— Data provided —

^^^^

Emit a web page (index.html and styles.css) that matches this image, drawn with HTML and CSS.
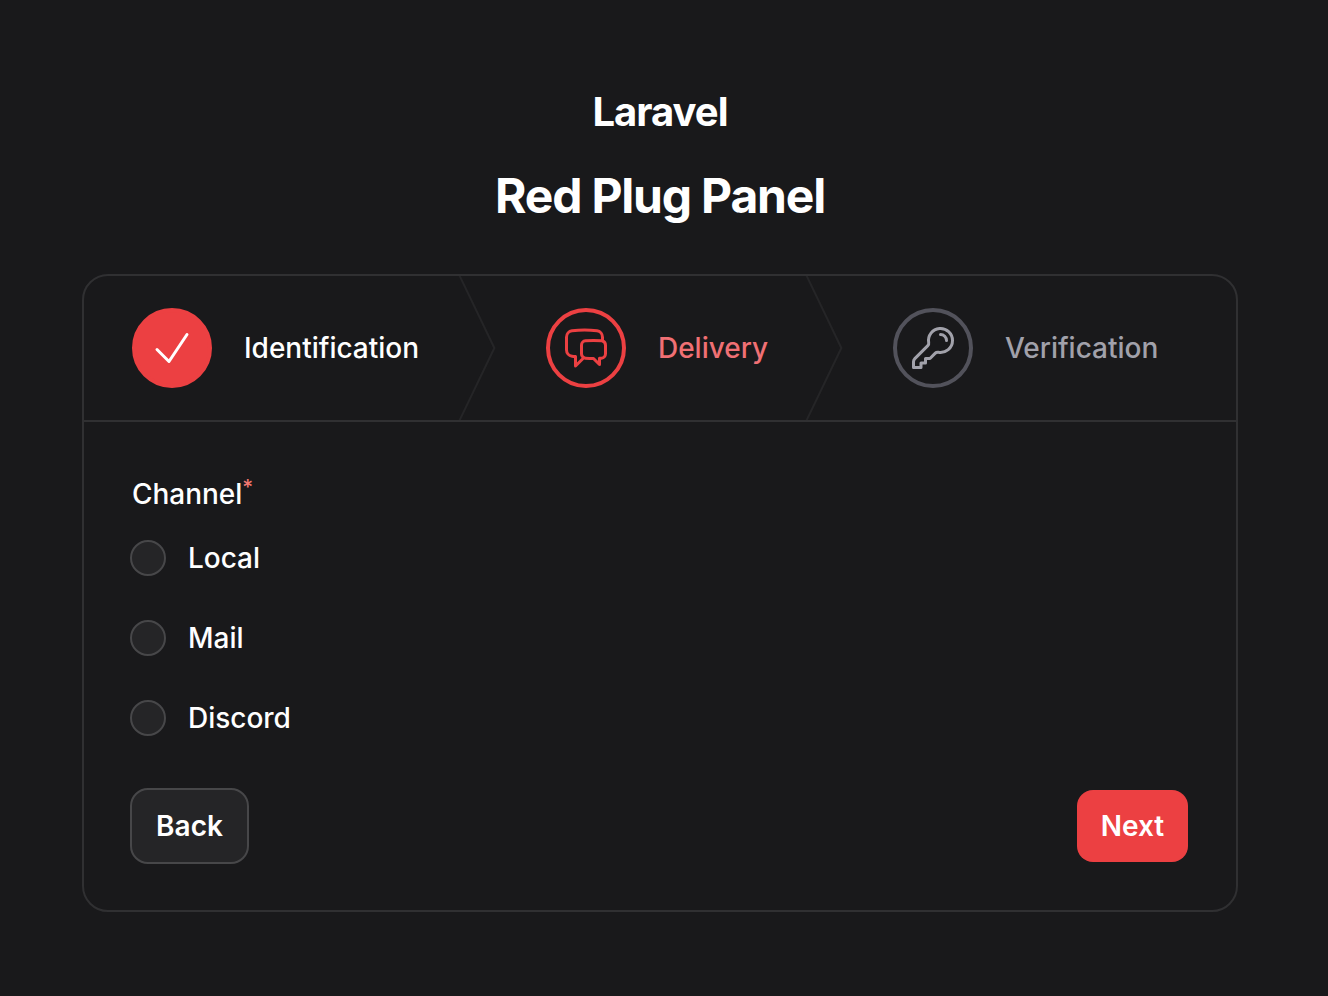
FILE: index.html
```html
<!DOCTYPE html>
<html lang="en">
<head>
<meta charset="utf-8">
<title>Red Plug Panel</title>
<link rel="stylesheet" href="styles.css">
</head>
<body>
<main class="page">
  <header class="head">
    <div class="brand">Laravel</div>
    <h1 class="title">Red Plug Panel</h1>
  </header>
  <form class="wizard">
    <ol class="steps">
      <li class="step step-done">
        <span class="step-icon"><svg class="icon" viewBox="0 0 24 24"><path d="m4.5 12.75 6 6 9-13.5"/></svg></span>
        <span class="step-label">Identification</span>
        <svg class="chevron" viewBox="0 0 22 80" preserveAspectRatio="none"><path d="M0 -2L20 40L0 82" vector-effect="non-scaling-stroke"/></svg>
      </li>
      <li class="step step-active">
        <span class="step-icon"><svg class="icon" viewBox="0 0 24 24"><path d="M20.25 8.511c.884.284 1.5 1.128 1.5 2.097v4.286c0 1.136-.847 2.1-1.98 2.193-.34.027-.68.052-1.02.072v3.091l-3-3c-1.354 0-2.694-.055-4.02-.163a2.115 2.115 0 0 1-.825-.242m9.345-8.334a2.126 2.126 0 0 0-.476-.095 48.64 48.64 0 0 0-8.048 0c-1.131.094-1.976 1.057-1.976 2.192v4.286c0 .837.46 1.58 1.155 1.951m9.345-8.334V6.637c0-1.621-1.152-3.026-2.76-3.235A48.455 48.455 0 0 0 11.25 3c-2.115 0-4.198.137-6.24.402-1.608.209-2.76 1.614-2.76 3.235v6.226c0 1.621 1.152 3.026 2.76 3.235.577.075 1.157.14 1.74.194V21l4.155-4.155"/></svg></span>
        <span class="step-label">Delivery</span>
        <svg class="chevron" viewBox="0 0 22 80" preserveAspectRatio="none"><path d="M0 -2L20 40L0 82" vector-effect="non-scaling-stroke"/></svg>
      </li>
      <li class="step">
        <span class="step-icon"><svg class="icon" viewBox="0 0 24 24"><path d="M15.75 5.25a3 3 0 0 1 3 3m3 0a6 6 0 0 1-7.029 5.912c-.563-.097-1.159.026-1.563.43L10.5 17.25H8.25v2.25H6v2.25H2.25v-2.818c0-.597.237-1.17.659-1.591l6.499-6.499c.404-.404.527-1 .43-1.563A6 6 0 1 1 21.75 8.25Z"/></svg></span>
        <span class="step-label">Verification</span>
      </li>
    </ol>
    <div class="content">
      <div class="legend">Channel<sup class="required">*</sup></div>
      <div class="options">
        <label class="option"><input class="radio" type="radio" name="channel"><span>Local</span></label>
        <label class="option"><input class="radio" type="radio" name="channel"><span>Mail</span></label>
        <label class="option"><input class="radio" type="radio" name="channel"><span>Discord</span></label>
      </div>
      <div class="actions">
        <button class="btn btn-back" type="button">Back</button>
        <button class="btn btn-next" type="button">Next</button>
      </div>
    </div>
  </form>
</main>
</body>
</html>
```
FILE: styles.css
```css
* { box-sizing: border-box; }

body {
  margin: 0;
  min-height: 996px;
  background: #19191b;
  color: #fff;
  font-family: Inter, "Liberation Sans", sans-serif;
  font-size: 28px;
  line-height: 48px;
  font-weight: 500;
  letter-spacing: -0.02px;
}

.page {
  width: 1156px;
  margin-left: 82px;
  padding-top: 92px;
}

.head {
  display: flex;
  flex-direction: column;
  align-items: center;
  gap: 32px;
  font-weight: 700;
}

.brand { font-size: 40px; line-height: 40px; letter-spacing: -0.025em; }
.title { margin: 0; font-size: 48px; line-height: 64px; font-weight: 700; letter-spacing: -0.025em; }

.wizard {
  height: 638px;
  margin-top: 46px;
  border: 2px solid #303032;
  border-radius: 26px;
}

.steps {
  display: grid;
  grid-template-columns: 414px 347px 391px;
  height: 146px;
  margin: 0;
  padding: 0;
  list-style: none;
  border-bottom: 2px solid #303032;
}

.step {
  position: relative;
  display: flex;
  align-items: center;
  gap: 32px;
  padding-left: 48px;
  color: #a1a1aa;
}

.step-icon {
  display: flex;
  align-items: center;
  justify-content: center;
  width: 80px;
  height: 80px;
  border: 4px solid #52525b;
  border-radius: 50%;
}

.icon {
  width: 48px;
  height: 48px;
  fill: none;
  stroke: currentColor;
  stroke-width: 1.5;
  stroke-linecap: round;
  stroke-linejoin: round;
}

.step-done { color: #fff; }
.step-done .step-icon { background: #ec4042; border-color: #ec4042; }
.step-active { color: #f07074; }
.step-active .step-icon { color: #ec4042; border-color: #ec4042; }

.chevron {
  position: absolute;
  top: 0;
  right: 0;
  width: 40px;
  height: 100%;
  fill: none;
  stroke: #252527;
  stroke-width: 2;
  stroke-linejoin: round;
}

.content { padding: 48px; }
.legend { display: flex; }

.required {
  color: #f27870;
  font-size: 21px;
  line-height: 36px;
}

.options {
  display: flex;
  flex-direction: column;
  gap: 32px;
  margin-top: 16px;
}

.option {
  display: flex;
  align-items: center;
  gap: 22px;
  margin-left: -2px;
}

.radio {
  appearance: none;
  width: 36px;
  height: 36px;
  margin: 0;
  background: #252527;
  border: 2px solid #474749;
  border-radius: 50%;
}

.actions {
  display: flex;
  align-items: center;
  justify-content: space-between;
  margin: 46px 0 0 -2px;
}

.btn {
  border: 0;
  padding: 0;
  color: #fff;
  font: 600 28px/48px Inter, "Liberation Sans", sans-serif;
}

.btn-back {
  width: 119px;
  height: 76px;
  background: #252527;
  border: 2px solid #474749;
  border-radius: 18px;
}

.btn-next {
  width: 111px;
  height: 72px;
  background: #ec4042;
  border-radius: 16px;
}
```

^^^^

— Stated problem —
Leaving the pictures aside, transcribe the entire listing exactly.

— Final result —
Emit a web page (index.html and styles.css) that matches this image, drawn with HTML and CSS.
FILE: index.html
```html
<!DOCTYPE html>
<html lang="en">
<head>
<meta charset="utf-8">
<title>Red Plug Panel</title>
<link rel="stylesheet" href="styles.css">
</head>
<body>
<main class="page">
  <header class="head">
    <div class="brand">Laravel</div>
    <h1 class="title">Red Plug Panel</h1>
  </header>
  <form class="wizard">
    <ol class="steps">
      <li class="step step-done">
        <span class="step-icon"><svg class="icon" viewBox="0 0 24 24"><path d="m4.5 12.75 6 6 9-13.5"/></svg></span>
        <span class="step-label">Identification</span>
        <svg class="chevron" viewBox="0 0 22 80" preserveAspectRatio="none"><path d="M0 -2L20 40L0 82" vector-effect="non-scaling-stroke"/></svg>
      </li>
      <li class="step step-active">
        <span class="step-icon"><svg class="icon" viewBox="0 0 24 24"><path d="M20.25 8.511c.884.284 1.5 1.128 1.5 2.097v4.286c0 1.136-.847 2.1-1.98 2.193-.34.027-.68.052-1.02.072v3.091l-3-3c-1.354 0-2.694-.055-4.02-.163a2.115 2.115 0 0 1-.825-.242m9.345-8.334a2.126 2.126 0 0 0-.476-.095 48.64 48.64 0 0 0-8.048 0c-1.131.094-1.976 1.057-1.976 2.192v4.286c0 .837.46 1.58 1.155 1.951m9.345-8.334V6.637c0-1.621-1.152-3.026-2.76-3.235A48.455 48.455 0 0 0 11.25 3c-2.115 0-4.198.137-6.24.402-1.608.209-2.76 1.614-2.76 3.235v6.226c0 1.621 1.152 3.026 2.76 3.235.577.075 1.157.14 1.74.194V21l4.155-4.155"/></svg></span>
        <span class="step-label">Delivery</span>
        <svg class="chevron" viewBox="0 0 22 80" preserveAspectRatio="none"><path d="M0 -2L20 40L0 82" vector-effect="non-scaling-stroke"/></svg>
      </li>
      <li class="step">
        <span class="step-icon"><svg class="icon" viewBox="0 0 24 24"><path d="M15.75 5.25a3 3 0 0 1 3 3m3 0a6 6 0 0 1-7.029 5.912c-.563-.097-1.159.026-1.563.43L10.5 17.25H8.25v2.25H6v2.25H2.25v-2.818c0-.597.237-1.17.659-1.591l6.499-6.499c.404-.404.527-1 .43-1.563A6 6 0 1 1 21.75 8.25Z"/></svg></span>
        <span class="step-label">Verification</span>
      </li>
    </ol>
    <div class="content">
      <div class="legend">Channel<sup class="required">*</sup></div>
      <div class="options">
        <label class="option"><input class="radio" type="radio" name="channel"><span>Local</span></label>
        <label class="option"><input class="radio" type="radio" name="channel"><span>Mail</span></label>
        <label class="option"><input class="radio" type="radio" name="channel"><span>Discord</span></label>
      </div>
      <div class="actions">
        <button class="btn btn-back" type="button">Back</button>
        <button class="btn btn-next" type="button">Next</button>
      </div>
    </div>
  </form>
</main>
</body>
</html>
```
FILE: styles.css
```css
* { box-sizing: border-box; }

body {
  margin: 0;
  min-height: 996px;
  background: #19191b;
  color: #fff;
  font-family: Inter, "Liberation Sans", sans-serif;
  font-size: 28px;
  line-height: 48px;
  font-weight: 500;
  letter-spacing: -0.02px;
}

.page {
  width: 1156px;
  margin-left: 82px;
  padding-top: 92px;
}

.head {
  display: flex;
  flex-direction: column;
  align-items: center;
  gap: 32px;
  font-weight: 700;
}

.brand { font-size: 40px; line-height: 40px; letter-spacing: -0.025em; }
.title { margin: 0; font-size: 48px; line-height: 64px; font-weight: 700; letter-spacing: -0.025em; }

.wizard {
  height: 638px;
  margin-top: 46px;
  border: 2px solid #303032;
  border-radius: 26px;
}

.steps {
  display: grid;
  grid-template-columns: 414px 347px 391px;
  height: 146px;
  margin: 0;
  padding: 0;
  list-style: none;
  border-bottom: 2px solid #303032;
}

.step {
  position: relative;
  display: flex;
  align-items: center;
  gap: 32px;
  padding-left: 48px;
  color: #a1a1aa;
}

.step-icon {
  display: flex;
  align-items: center;
  justify-content: center;
  width: 80px;
  height: 80px;
  border: 4px solid #52525b;
  border-radius: 50%;
}

.icon {
  width: 48px;
  height: 48px;
  fill: none;
  stroke: currentColor;
  stroke-width: 1.5;
  stroke-linecap: round;
  stroke-linejoin: round;
}

.step-done { color: #fff; }
.step-done .step-icon { background: #ec4042; border-color: #ec4042; }
.step-active { color: #f07074; }
.step-active .step-icon { color: #ec4042; border-color: #ec4042; }

.chevron {
  position: absolute;
  top: 0;
  right: 0;
  width: 40px;
  height: 100%;
  fill: none;
  stroke: #252527;
  stroke-width: 2;
  stroke-linejoin: round;
}

.content { padding: 48px; }
.legend { display: flex; }

.required {
  color: #f27870;
  font-size: 21px;
  line-height: 36px;
}

.options {
  display: flex;
  flex-direction: column;
  gap: 32px;
  margin-top: 16px;
}

.option {
  display: flex;
  align-items: center;
  gap: 22px;
  margin-left: -2px;
}

.radio {
  appearance: none;
  width: 36px;
  height: 36px;
  margin: 0;
  background: #252527;
  border: 2px solid #474749;
  border-radius: 50%;
}

.actions {
  display: flex;
  align-items: center;
  justify-content: space-between;
  margin: 46px 0 0 -2px;
}

.btn {
  border: 0;
  padding: 0;
  color: #fff;
  font: 600 28px/48px Inter, "Liberation Sans", sans-serif;
}

.btn-back {
  width: 119px;
  height: 76px;
  background: #252527;
  border: 2px solid #474749;
  border-radius: 18px;
}

.btn-next {
  width: 111px;
  height: 72px;
  background: #ec4042;
  border-radius: 16px;
}
```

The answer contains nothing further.